Prima di tutto, affida al Gacc il compito di gestire le registrazioni e di effettuare i controlli sia sui prodotti che sui produttori in ossequio alle leggi cinesi sulla tutela della sicurezza alimentare. Inoltre, le aziende che intendono esportare in Cina, devono presentare domanda anche alle Autorità competenti dove hanno sede; sono richiesti dal Gacc numerosi documenti che certifichino lo stato igienico sanitario degli impianti di produzione nonché la salubrità dei prodotti destinati al mercato cinese ovvero che siano in sintonia con le normative cinesi di riferimento; una volta espletate tutte le procedure e rispettati gli obblighi di legge, l’Amministrazione cinese Gacc provvede alla registrazione, che ha una validità di 5 anni e notifica l’atto all’Autorità competente del paese dove ha sede l’azienda; il Gacc ha la facoltà di sospendere le importazioni in determinati casi, ad esempio, ove il prodotto non risultasse conforme alle norme cinesi, durante un’ispezione; l’importatore cinese può attivare degli Audit presso i produttori esteri attraverso il coinvolgimento di agenzie abilitate secondo la normativa cinese.

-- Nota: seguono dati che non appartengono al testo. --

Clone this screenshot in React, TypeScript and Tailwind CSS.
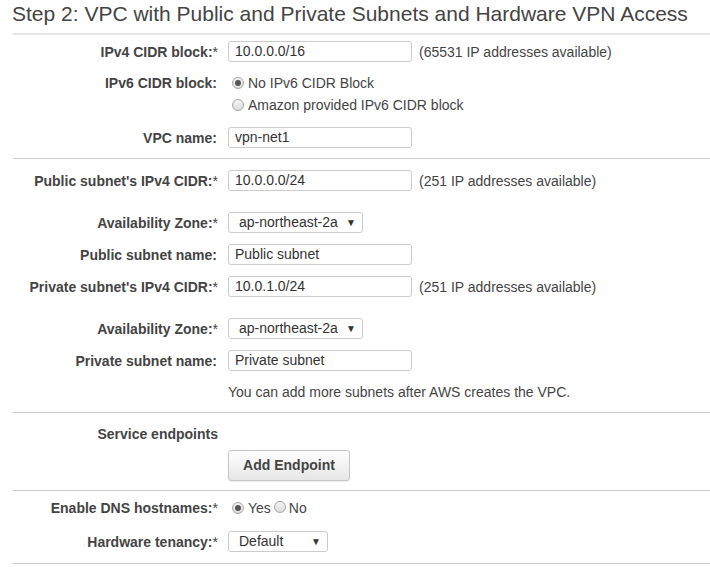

Tanta nuova burocrazia, che non fa che aggiungere ulteriori criticità in un mercato di per sé complesso, perché il provvedimento introduce dei vincoli amministrativi rilevanti, che possono condizionare la buona riuscita della registrazione, e dalla delegazione europea a Pechino, che qualche giorno fa ha incontrato i rappresentanti diplomatici europei, è stato evidenziato anche come diverse disposizioni risultino poco chiare. L’Aqsiq, l’amministrazione cinese preposta al controllo della qualità, l’ispezione e la quarantena dei prodotti alimentari, incluse le bevande alcoliche, e la Cffi, il Centro cinese sugli standard relativi ai prodotti alimentari e all’industria della fermentazione, hanno emanato inoltre uno standard congiunto relativo alla classificazione delle bevande alcoliche, recentemente rivisto e che sarà soggetto ad una consultazione pubblica nel 2020. Ed anche questa bozza di legge desta preoccupazioni, perché contiene disposizioni non allineate alla normativa europea e non in sintonia con altri standard cinesi.